An improvement upon the technique outlined above is similar, except the step-wise addition of water is replaced with the slow siphoning of water through small caliber tubing. The aquarium water is dripped into the bag at a very slow rate, measured in drops per minute. This allows water from the new aquarium to slowly mix with water in the transport bag. This technique is not without its drawbacks either. There is high risk of overflowing the transport container if it is left unattended, resulting in a damaging spill of salt water and possible loss of the fish. It is also difficult to assess the proper flow rate for the siphon, which can lead to overly fast changes in water parameters.
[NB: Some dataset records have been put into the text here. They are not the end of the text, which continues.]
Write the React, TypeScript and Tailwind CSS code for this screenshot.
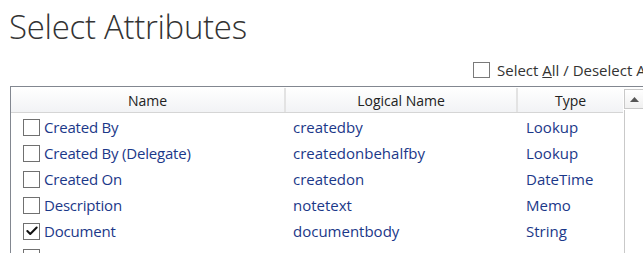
import { Check } from 'lucide-react';

const rows = [
  { name: 'Created By', logical: 'createdby', type: 'Lookup', checked: false },
  { name: 'Created By (Delegate)', logical: 'createdonbehalfby', type: 'Lookup', checked: false },
  { name: 'Created On', logical: 'createdon', type: 'DateTime', checked: false },
  { name: 'Description', logical: 'notetext', type: 'Memo', checked: false },
  { name: 'Document', logical: 'documentbody', type: 'String', checked: true },
  { name: '', logical: 'next', type: '', checked: false },
];

const Box = ({ checked }: { checked: boolean }) => (
  <span className="flex h-[17px] w-[17px] shrink-0 items-center justify-center border border-[#707070] bg-white">
    {checked && <Check className="h-[14px] w-[14px] text-[#111]" strokeWidth={3.5} />}
  </span>
);

const App = () => {
  return (
    <div
      className="relative h-[253px] w-[643px] overflow-hidden bg-white text-[#222]"
      style={{ fontFamily: '"Open Sans", "Noto Sans", sans-serif' }}
    >
      <h1 className="pl-[9px] pt-[5px] text-[33px] font-light leading-[44px] text-[#333] tracking-[-0.3px]">
        Select Attributes
      </h1>

      {/* select all */}
      <div className="mt-[13px] flex items-center gap-[7px] whitespace-nowrap pl-[473px] text-[15px] leading-[16px] text-[#333]">
        <span className="h-[16px] w-[17px] shrink-0 border border-[#7a7a7a] bg-white" />
        <span>
          Select <span className="underline">A</span>ll / Deselect All
        </span>
      </div>

      {/* grid */}
      <div className="ml-[10px] mt-[8px] flex w-[700px] border border-[#828790] bg-white">
        <div className="w-[612px] shrink-0">
          <div className="flex h-[26px] border-b border-[#d5d5d5] bg-gradient-to-b from-white to-[#f2f3f5] pt-[1px] text-[14px] text-[#222]">
            <div className="flex w-[275px] items-center justify-center border-r-2 border-[#e3e3e3]">Name</div>
            <div className="flex w-[232px] items-center justify-center border-r-2 border-[#e3e3e3]">Logical Name</div>
            <div className="flex flex-1 items-center justify-center">Type</div>
          </div>
          <div className="pt-[1px] text-[15px] text-[#1b3889]">
            {rows.map((r) => (
              <div key={r.logical} className="flex h-[26px] items-center">
                <div className="flex w-[275px] items-center gap-[4px] pl-[12px]">
                  <Box checked={r.checked} />
                  <span className="tracking-[-0.2px]">{r.name}</span>
                </div>
                <div className="w-[232px] pl-[7px]">{r.type && r.logical}</div>
                <div className="flex-1 pl-[8px]">{r.type}</div>
              </div>
            ))}
          </div>
        </div>
        <div className="ml-[1px] flex flex-1 flex-col pt-[2px]">
          <div className="flex h-[20px] w-[20px] items-center justify-center border border-[#c9c9c9] bg-gradient-to-b from-white to-[#f0f0f0]">
            <svg width="9" height="5" viewBox="0 0 9 5">
              <path d="M0 5 L4.5 0 L9 5 Z" fill="#555" />
            </svg>
          </div>
          <div className="mt-[1px] h-[200px] w-[20px] border-l border-[#c9c9c9]" />
        </div>
      </div>
    </div>
  );
};

export default App;
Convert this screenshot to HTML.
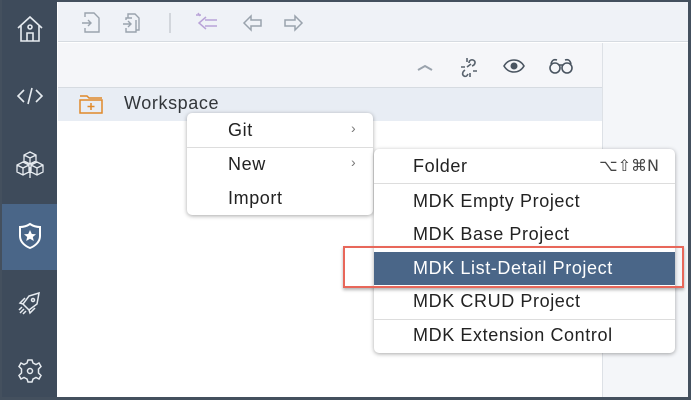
<!DOCTYPE html><html><head><style>
*{margin:0;padding:0;box-sizing:border-box}
body{width:691px;height:400px;background:#44505e;position:relative;overflow:hidden;font-family:"Liberation Sans",sans-serif}
.abs{position:absolute}
.side{left:2px;top:0;width:55px;height:397px;background:#3e4b5b}
.main{left:57px;top:2px;width:631px;height:395px;background:#fff}
.menu{background:#fff;border-radius:5px;box-shadow:0 1px 4px rgba(0,0,0,.35)}
.it{position:absolute;left:0;right:0;font-size:18px;letter-spacing:0.6px;color:#222;}
.sep{position:absolute;left:0;right:0;height:1px;background:#ddd}
svg{position:absolute}
</style></head><body>
<div class="abs side"></div>
<div class="abs" style="left:2px;top:204px;width:55px;height:66px;background:#4a6688"></div>
<svg style="left:15px;top:14px" width="30" height="30" viewBox="0 0 30 30" fill="none" stroke="#e6ebf0" stroke-width="1.6"><path d="M3 14L15 3 27 14M6 11V27H24V11M12 27V19H18V27"/><circle cx="15" cy="13" r="2"/></svg>
<svg style="left:16px;top:86px" width="28" height="20" viewBox="0 0 28 20" fill="none" stroke="#e6ebf0" stroke-width="1.6"><path d="M8 4L2 10 8 16M20 4L26 10 20 16M16 2L12 18"/></svg>
<svg style="left:13px;top:150px" width="34" height="30" viewBox="0 0 34 30" fill="none" stroke="#e6ebf0" stroke-width="1.3"><path d="M17 2L23 5V11L17 14 11 11V5ZM11 5L17 8 23 5M17 8V14M10 12L16 15V22L10 25 4 22V15ZM4 15L10 18 16 15M10 18V25M24 12L30 15V22L24 25 18 22V15ZM18 15L24 18 30 15M24 18V25M17 17V28"/></svg>
<svg style="left:18px;top:222px" width="24" height="28" viewBox="0 0 24 28" fill="none" stroke="#fff" stroke-width="2"><path d="M12 2C9 4 5 5 2 5V14C2 20 7 24 12 26 17 24 22 20 22 14V5C19 5 15 4 12 2Z"/><path d="M12 8L13.8 12 18 12.3 14.8 15 15.8 19 12 16.8 8.2 19 9.2 15 6 12.3 10.2 12Z" fill="#fff" stroke="none"/></svg>
<svg style="left:17px;top:290px" width="26" height="26" viewBox="0 0 26 26" fill="none" stroke="#e6ebf0" stroke-width="1.5"><path d="M22 3L12 6 6 14 12 20 20 14ZM6 14L3 13 8 8M12 20L13 23 18 18M7 19L3 23M9 21L6 24M5 17L2 20"/><circle cx="16" cy="10" r="1.5"/></svg>
<svg style="left:17px;top:358px" width="26" height="26" viewBox="0 0 26 26" fill="none" stroke="#e6ebf0" stroke-width="1.5"><path d="M11 2H15L16 5 19 6.5 22 5 24 8.5 21.5 11V15L24 17.5 22 21 19 19.5 16 21 15 24H11L10 21 7 19.5 4 21 2 17.5 4.5 15V11L2 8.5 4 5 7 6.5 10 5Z"/><circle cx="13" cy="13" r="2.5"/></svg>
<div class="abs main"></div>
<div class="abs" style="left:58px;top:2px;width:630px;height:40px;background:#eff2f7;border-bottom:1px solid #d6dbe1"></div>
<div class="abs" style="left:58px;top:43px;width:545px;height:45px;background:#f5f6f9;border-bottom:1px solid #d6dbe1"></div>
<div class="abs" style="left:58px;top:88px;width:545px;height:33px;background:#e8edf4"></div>
<div class="abs" style="left:602px;top:43px;width:86px;height:354px;background:#f4f6f9;border-left:1px solid #dde1e6"></div>
<svg style="left:80px;top:11px" width="110" height="24" viewBox="0 0 110 24" fill="none" stroke="#9aa3ad" stroke-width="1.4"><path d="M5 6V2H14L19 7V21H5V17M2 12H11M8 9L11 12 8 15"/><path d="M48 7V3H55L59 7V19H56M46 9V7H52M46 17V21H56V9M43 13H51M48 10L51 13 48 16"/><path d="M90 2V22" stroke="#c5cad0"/></svg>
<svg style="left:195px;top:11px" width="120" height="24" viewBox="0 0 120 24" fill="none" stroke-width="1.5"><path d="M11 6L4 12 11 18M10 9H22M10 15H22" stroke="#b9a3d8"/><path d="M3 2L5 5M1 4H6" stroke="#b9a3d8"/><path d="M56 5L49 12 56 19V15H66V9H56Z" stroke="#9aa3ad"/><path d="M100 5L107 12 100 19V15H90V9H100Z" stroke="#9aa3ad"/></svg>
<svg style="left:415px;top:54px" width="165" height="26" viewBox="0 0 165 26" fill="none" stroke-width="1.6"><path d="M3 16L10 12 17 16" stroke="#9aa3ad" stroke-width="2"/><path d="M54 9C54 6 57 5 59 6.5 61 8 60 11 57 12M50 16C47 18 47 21 49 22S52 22 53 20M46 13H50M58 17H62M52 4V8M55 19V23M52 13L56 10" stroke="#59636e"/><path d="M89 12C92 7 96 6 99 6S106 7 109 12C106 17 102 18 99 18S92 17 89 12Z" stroke="#4a5561"/><circle cx="99" cy="12" r="3.5" fill="#4a5561"/><circle cx="140" cy="14" r="5" stroke="#4a5561"/><circle cx="152" cy="14" r="5" stroke="#4a5561"/><path d="M136 10C137 6 139 5 142 6M156 10C155 6 153 5 150 6M144 11H148" stroke="#4a5561"/></svg>
<svg style="left:79px;top:94px" width="24" height="20" viewBox="0 0 24 20" fill="none" stroke="#e08a2a" stroke-width="1.5"><path d="M1 2H8L10 4H23M1 6H23V19H1Z"/><path d="M12 9V16M8.5 12.5H15.5"/></svg>
<div class="abs" style="left:124px;top:93px;font-size:18px;letter-spacing:0.6px;color:#32363a">Workspace</div>
<div class="abs menu" style="left:187px;top:113px;width:186px;height:102px">
<div class="it" style="top:7px;left:41px">Git<span style="position:absolute;left:123px;top:0;color:#777;font-size:14px">›</span></div>
<div class="sep" style="top:34px"></div>
<div class="it" style="top:41px;left:41px">New<span style="position:absolute;left:123px;top:0;color:#777;font-size:14px">›</span></div>
<div class="it" style="top:75px;left:41px">Import</div>
</div>
<div class="abs menu" style="left:374px;top:149px;width:301px;height:204px">
<div class="it" style="top:7px;left:39px">Folder<span style="position:absolute;right:16px;top:0;color:#444;font-size:16px;letter-spacing:0;font-family:'DejaVu Sans',sans-serif">⌥⇧⌘N</span></div>
<div class="sep" style="top:34px"></div>
<div class="it" style="top:42px;left:39px">MDK Empty Project</div>
<div class="it" style="top:75px;left:39px">MDK Base Project</div>
<div style="position:absolute;left:0;right:0;top:103px;height:33px;background:#4a6688"></div>
<div class="it" style="top:109px;left:39px;color:#fff">MDK List-Detail Project</div>
<div class="it" style="top:142px;left:39px">MDK CRUD Project</div>
<div class="sep" style="top:170px"></div>
<div class="it" style="top:176px;left:39px">MDK Extension Control</div>
</div>
<div class="abs" style="left:343px;top:246px;width:341px;height:42px;border:2px solid #e8675a;box-shadow:0 2px 3px rgba(0,0,0,.3)"></div>
</body></html>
Several devices have been disclosed that also attempt to address these problems. U.S. Pat. No. 4,188,909 (Spivak) discloses a plastic device comprising multiple separate chambers into which water and the fish from the source aquarium are placed. The device is then placed along an inside wall of the new aquarium. A quantity of water is poured into a separate chamber on the device. Then, via a valve, water from the separate chamber is allowed to slowly enter the chamber containing the marine organism being relocated. Once the gradual dilution of source aquarium water is complete, and the temperature has equalized to that of the water in the destination aquarium, the device may be opened to allow the inhabitant to swim out.
Spivak operates similarly to the second technique described above, and suffers from some of the same drawbacks. Additionally, this technique allows water from the source aquarium to mix with water from the destination aquarium. Mixing of this sort is generally avoided by aquarists because it increases the chance that pathogens may enter the destination aquarium. Additionally, the device is large and bulky and may not fit on many aquarium installations. Finally, the device requires user input in operating the valve, increasing the chance for error. Acclimation by stepwise introduction of water is disclosed again in U.S. Pat. No. 6,640,749 to Monnier, Pub. No. U.S. 2009/0107409 discloses a transfer bag with a window of a dialysis membrane. A slow seepage of aquarium water into the bag acclimates the fish slowly.
What is needed in the art is a safe, rigid transport container that slowly acclimates new animals and plants into an aquarium without letting any water from the transport container enter the aquarium.
The present invention meets this need with a plastic transport container that attaches to the aquarium. A double siphon adds water from the aquarium into the transport container and then once mixed is removed at the same rate into a waste water drain. The rate of acclimation can be fine tuned with a control valve, and the system can be left unattended until complete exchange of the waters. After a period of time, all the water within the transport tank would be completely exchanged with aquarium water, completely eliminating the stress of a stepwise exposure of the animal or plant.